» **Work to do**:
Starting at the first line of the entries below, restate each line exactly until you reach the line with "import React from", and print that one too. Leave the pictures out and stop there.

» **Material**:
▬▬▬▬▬▬▬▬▬▬

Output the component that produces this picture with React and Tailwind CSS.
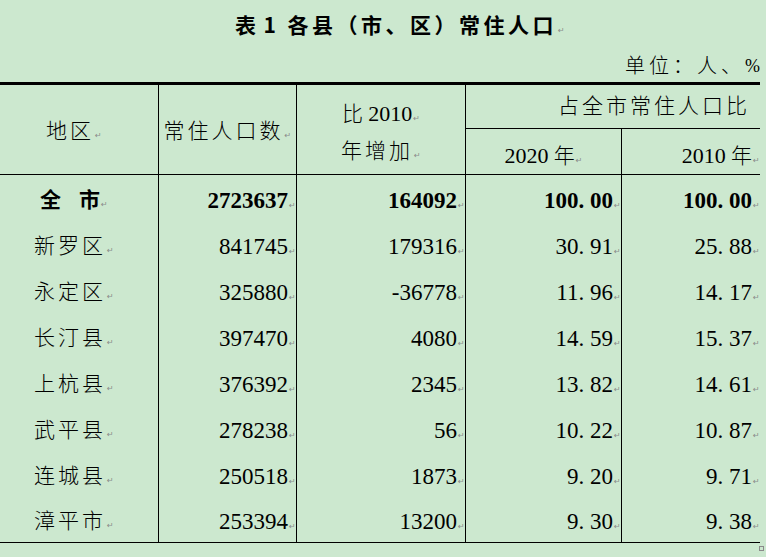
import React from "react";

const rows = [
  { name: "全市", pop: "2723637", inc: "164092", p20: "100.00", p10: "100.00", total: true },
  { name: "新罗区", pop: "841745", inc: "179316", p20: "30.91", p10: "25.88" },
  { name: "永定区", pop: "325880", inc: "-36778", p20: "11.96", p10: "14.17" },
  { name: "长汀县", pop: "397470", inc: "4080", p20: "14.59", p10: "15.37" },
  { name: "上杭县", pop: "376392", inc: "2345", p20: "13.82", p10: "14.61" },
  { name: "武平县", pop: "278238", inc: "56", p20: "10.22", p10: "10.87" },
  { name: "连城县", pop: "250518", inc: "1873", p20: "9.20", p10: "9.71" },
  { name: "漳平市", pop: "253394", inc: "13200", p20: "9.30", p10: "9.38" },
];

// Word paragraph mark, sits on the text baseline
const Mark = () => (
  <span className="inline-block w-[7px] ml-[1px] align-baseline font-['DejaVu_Sans',sans-serif] text-[8px] font-normal tracking-normal leading-none text-[#8a8a8a]">
    ↵
  </span>
);

// SimSun draws the period half an em wide
const Num = ({ value }) => {
  const [whole, frac] = value.split(".");
  return (
    <>
      {whole}
      {frac !== undefined && (
        <>
          <span className="inline-block w-[0.5em]">.</span>
          {frac}
        </>
      )}
    </>
  );
};

const cols = "grid grid-cols-[159px_138px_169px_156px_138px] w-[760px]";
const serif = "font-['Liberation_Serif','Noto_Sans_CJK_SC',serif]";

const DataCell = ({ value, bold, last }) => (
  <div className={`flex items-center justify-end pt-[4px] ${last ? "" : "border-r border-black"}`}>
    <span className={`whitespace-nowrap leading-none text-[23px] ${bold ? "font-bold" : ""}`}>
      <Num value={value} />
      <Mark />
    </span>
  </div>
);

export default function App() {
  return (
    <div className={`w-[766px] h-[557px] overflow-hidden bg-[#cce8cf] text-black ${serif}`}>
      <div className="h-[48px] flex items-center justify-center pl-[34px] font-['Noto_Sans_CJK_SC',sans-serif] text-[21px] font-bold tracking-[3.5px] leading-none">
        <span className="whitespace-nowrap">
          表<span className="ml-[4px]">1</span> 各县（市、区）常住人口
          <Mark />
        </span>
      </div>

      <div className="h-[34px] flex items-center justify-end pr-[6px] pt-[2px] text-[20px] leading-none whitespace-nowrap">
        <span className="font-light tracking-[4px]">单位：人、</span>
        <span className="text-[18px]">%</span>
      </div>

      <div className={`${cols} grid-rows-[44px_45px] border-t-[3px] border-b border-black`}>
        <div className="row-span-2 flex items-center justify-center pr-[10px] pt-[3px] border-r border-black text-[21px] tracking-[3px] font-light leading-none">
          <span>
            地区
            <Mark />
          </span>
        </div>
        <div className="row-span-2 flex items-center justify-center pt-[3px] border-r border-black text-[21px] tracking-[3px] font-light leading-none">
          <span>
            常住人口数
            <Mark />
          </span>
        </div>
        <div className="row-span-2 flex flex-col items-center justify-center gap-[16px] pt-[6px] border-r border-black text-[21px] font-light leading-none">
          <span className="whitespace-nowrap">
            比 <span className="text-[22px]">2010</span>
            <Mark />
          </span>
          <span className="whitespace-nowrap">
            <span className="tracking-[3px]">年增加</span>
            <Mark />
          </span>
        </div>
        <div className="col-span-2 flex items-center justify-end pr-[10px] border-b border-black text-[21px] tracking-[3px] font-light leading-none">
          <span>占全市常住人口比</span>
        </div>
        <div className="flex items-center justify-center pt-[8px] border-r border-black text-[21px] font-light leading-none">
          <span className="whitespace-nowrap">
            <span className="text-[22px]">2020</span> 年
            <Mark />
          </span>
        </div>
        <div className="flex items-center justify-end pt-[8px] text-[21px] font-light leading-none">
          <span className="whitespace-nowrap">
            <span className="text-[22px]">2010</span> 年
            <Mark />
          </span>
        </div>
      </div>

      <div className={`${cols} grid-rows-[repeat(7,46px)_45px] border-b border-black`}>
        {rows.map((r) => (
          <React.Fragment key={r.name}>
            <div className="flex items-center justify-center pr-[10px] pt-[4px] border-r border-black text-[21px] leading-none">
              {r.total ? (
                <span className="font-bold whitespace-nowrap">
                  全<span className="inline-block w-[18px]" />市
                  <Mark />
                </span>
              ) : (
                <span className="tracking-[3px] font-light whitespace-nowrap">
                  {r.name}
                  <Mark />
                </span>
              )}
            </div>
            <DataCell value={r.pop} bold={r.total} />
            <DataCell value={r.inc} bold={r.total} />
            <DataCell value={r.p20} bold={r.total} />
            <DataCell value={r.p10} bold={r.total} last />
          </React.Fragment>
        ))}
      </div>

      <div className="ml-[759px] mt-[3px] w-[5px] h-[5px] border border-[#8a8a8a]" />
    </div>
  );
}
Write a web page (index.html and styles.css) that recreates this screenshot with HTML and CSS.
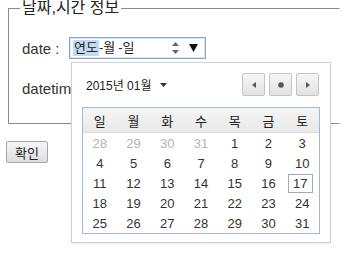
FILE: index.html
```html
<!DOCTYPE html>
<html lang="ko">
<head>
<meta charset="utf-8">
<title>날짜,시간 정보</title>
<link rel="stylesheet" href="styles.css">
</head>
<body>
<form class="page">
  <fieldset class="group">
    <legend class="legend">날짜,시간 정보</legend>
    <div class="row">
      <span class="lbl">date :</span>
      <div class="dateinput">
        <span class="seg sel">연도</span><span class="seg">-월</span><span class="seg gap">-일</span>
        <span class="spin">
          <svg width="9" height="14" viewBox="0 0 9 14"><path d="M4.5 1 L8 5 L1 5 Z" fill="#666"/><path d="M1 9 L8 9 L4.5 13 Z" fill="#666"/></svg>
        </span>
        <span class="drop">
          <svg width="9" height="8" viewBox="0 0 9 8"><path d="M0 0 L9 0 L4.5 8 Z" fill="#111"/></svg>
        </span>
      </div>
    </div>
    <div class="row">
      <span class="lbl">datetime-local :</span>
    </div>
  </fieldset>
  <button type="button" class="ok">확인</button>
  <div class="popup">
    <div class="pophead">
      <span class="month">2015년 01월 <svg class="caret" width="7" height="4" viewBox="0 0 7 4"><path d="M0 0 L7 0 L3.5 4 Z" fill="#333"/></svg></span>
      <div class="navs">
        <span class="nav"><svg width="4" height="6" viewBox="0 0 4 6"><path d="M4 0 L4 6 L0 3 Z" fill="#555"/></svg></span>
        <span class="nav"><svg width="6" height="6" viewBox="0 0 6 6"><circle cx="3" cy="3" r="2.8" fill="#555"/></svg></span>
        <span class="nav"><svg width="4" height="6" viewBox="0 0 4 6"><path d="M0 0 L4 3 L0 6 Z" fill="#555"/></svg></span>
      </div>
    </div>
    <div class="cal">
      <div class="dow"><span>일</span><span>월</span><span>화</span><span>수</span><span>목</span><span>금</span><span>토</span></div>
      <div class="days">
        <span class="other">28</span><span class="other">29</span><span class="other">30</span><span class="other">31</span><span>1</span><span>2</span><span>3</span>
        <span>4</span><span>5</span><span>6</span><span>7</span><span>8</span><span>9</span><span>10</span>
        <span>11</span><span>12</span><span>13</span><span>14</span><span>15</span><span>16</span><span class="today"><i>17</i></span>
        <span>18</span><span>19</span><span>20</span><span>21</span><span>22</span><span>23</span><span>24</span>
        <span>25</span><span>26</span><span>27</span><span>28</span><span>29</span><span>30</span><span>31</span>
      </div>
    </div>
  </div>
</form>
</body>
</html>
```

FILE: styles.css
```css
html, body {
  margin: 0;
  padding: 0;
  background: #fff;
}
body {
  font-family: "Liberation Sans", "Noto Sans CJK KR", sans-serif;
  color: #222;
  min-height: 264px;
}
.page {
  position: relative;
  padding: 0 0 0 6px;
  margin: 0;
  min-height: 264px;
}
.group {
  box-sizing: border-box;
  width: 332px;
  margin: 0 0 0 2px;
  padding: 21px 13px 24px;
  border: 1px solid #8c8c8c;
  border-right-color: transparent;
  min-width: 0;
}
.legend {
  font-size: 16px;
  line-height: 16px;
  padding: 0 2px;
  margin-left: -2px;
  color: #222;
}
.row {
  display: flex;
  align-items: center;
  height: 22px;
}
.row + .row {
  margin-top: 18px;
}
.lbl {
  font-size: 15px;
  color: #333;
  white-space: nowrap;
  width: 47px;
}
.dateinput {
  box-sizing: border-box;
  width: 137px;
  height: 22px;
  border: 1px solid #86a9dc;
  box-shadow: inset 0 0 0 1px #d4e2f4;
  display: flex;
  align-items: center;
  padding-left: 3px;
  font-size: 13px;
  color: #222;
}
.seg {
  line-height: 16px;
}
.sel {
  background: #c5daf4;
  padding: 0 1px;
}
.gap {
  margin-left: 3px;
}
.spin {
  margin-left: auto;
  display: flex;
  align-items: center;
}
.drop {
  display: flex;
  align-items: center;
  margin: 0 7px 0 9px;
}
.popup {
  position: absolute;
  left: 71px;
  top: 62px;
  box-sizing: border-box;
  width: 260px;
  height: 181px;
  background: #fff;
  border: 1px solid #cfcfcf;
  box-shadow: 0 1px 2px rgba(0,0,0,0.08);
  padding: 10px 10px 9px;
  z-index: 2;
}
.pophead {
  display: flex;
  align-items: center;
  justify-content: space-between;
  height: 23px;
  padding-left: 4px;
}
.month {
  font-size: 12px;
  color: #222;
  display: flex;
  align-items: center;
  gap: 5px;
  white-space: nowrap;
}
.caret {
  margin-left: 4px;
}
.navs {
  display: flex;
  gap: 4px;
  margin-right: 1px;
}
.nav {
  box-sizing: border-box;
  width: 23px;
  height: 23px;
  border: 1px solid #c4c4c4;
  border-radius: 2px;
  background: linear-gradient(#f7f7f7, #e2e2e2);
  display: flex;
  align-items: center;
  justify-content: center;
}
.cal {
  margin-top: 11px;
  border: 1px solid #9cb8e4;
  box-sizing: border-box;
  width: 238px;
}
.dow, .days {
  display: grid;
  grid-template-columns: repeat(7, 1fr);
}
.dow {
  height: 24px;
  background: linear-gradient(#f5f5f5, #e9e9e9);
  border-bottom: 1px solid #dedede;
  font-size: 13px;
  color: #222;
}
.dow span, .days span {
  display: flex;
  align-items: center;
  justify-content: center;
}
.days {
  grid-auto-rows: 20px;
  font-size: 13px;
  color: #333;
}
.days .other {
  color: #b4b4b4;
}
.today i {
  font-style: normal;
  box-sizing: border-box;
  width: 25px;
  height: 19px;
  border: 1px solid #a8a8a8;
  display: flex;
  align-items: center;
  justify-content: center;
  margin-left: -4px;
}
.ok {
  display: block;
  margin-top: 17px;
  box-sizing: border-box;
  width: 42px;
  height: 22px;
  padding: 0;
  font-family: "Liberation Sans", "Noto Sans CJK KR", sans-serif;
  font-size: 13px;
  color: #222;
  border: 1px solid #a6a6a6;
  border-radius: 2px;
  background: linear-gradient(#f6f6f6, #dedede);
}
```
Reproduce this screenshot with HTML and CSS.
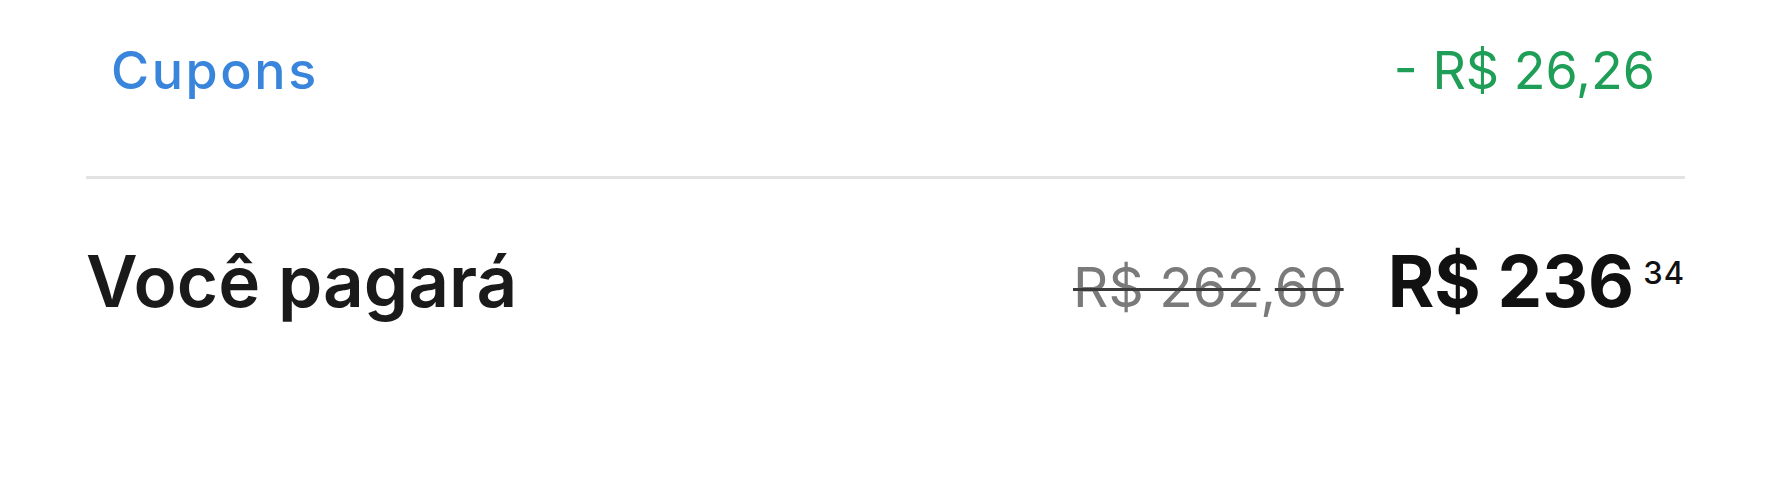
FILE: index.html
```
<!DOCTYPE html>
<html lang="pt-BR">
<head>
  <meta charset="UTF-8">
  <meta name="viewport" content="width=device-width, initial-scale=1.0">
  <title>Resumo da compra</title>
  <link rel="stylesheet" href="styles.css">
</head>
<body>
  <section class="summary">
    <div class="coupon-row">
      <span class="coupon-label">Cupons</span>
      <span class="coupon-value">- R$ 26,26</span>
    </div>

    <div class="total-row">
      <span class="total-label">Você pagará</span>
      <div class="prices">
        <span class="old-price"><s>R$ 262</s>,<s>60</s></span>
        <span class="price">R$ 236<sup>34</sup></span>
      </div>
    </div>
  </section>
</body>
</html>
```

FILE: styles.css
```
body {
  margin: 0;
  background-color: #ffffff;
  font-family: Inter, Lato, sans-serif;
  color: #1a1a1a;
}

.summary {
  padding: 0 85px 0 86px;
}

/* Coupons row */
.coupon-row {
  display: flex;
  justify-content: space-between;
  align-items: baseline;
  padding: 40px 30px 74px 25px;
  border-bottom: 3px solid #e3e3e3;
  font-size: 52px;
  line-height: 1.2;
}

.coupon-label {
  color: #3a85dc;
  font-weight: 500;
  letter-spacing: 2.6px;
}

.coupon-value {
  color: #1e9e56;
}

/* Total row */
.total-row {
  display: flex;
  justify-content: space-between;
  align-items: baseline;
  padding-top: 60px;
  line-height: 1.2;
}

.total-label {
  font-size: 71px;
  font-weight: 600;
}

.prices {
  display: flex;
  align-items: baseline;
  gap: 44px;
}

.old-price {
  font-size: 55px;
  color: #7a7a7a;
}

.old-price s {
  text-decoration-color: #3a3a3a;
  text-decoration-thickness: 3px;
}

.price {
  font-size: 71px;
  font-weight: 700;
  color: #111;
}

.price sup {
  font-size: 31px;
  font-weight: 500;
  letter-spacing: 1px;
  margin-left: 9px;
  vertical-align: 23px;
  line-height: 0;
}
```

▬▬▬▬▬▬▬▬▬▬

» **Task result**:
Output the component that produces this picture with React and Tailwind CSS.
import React from "react";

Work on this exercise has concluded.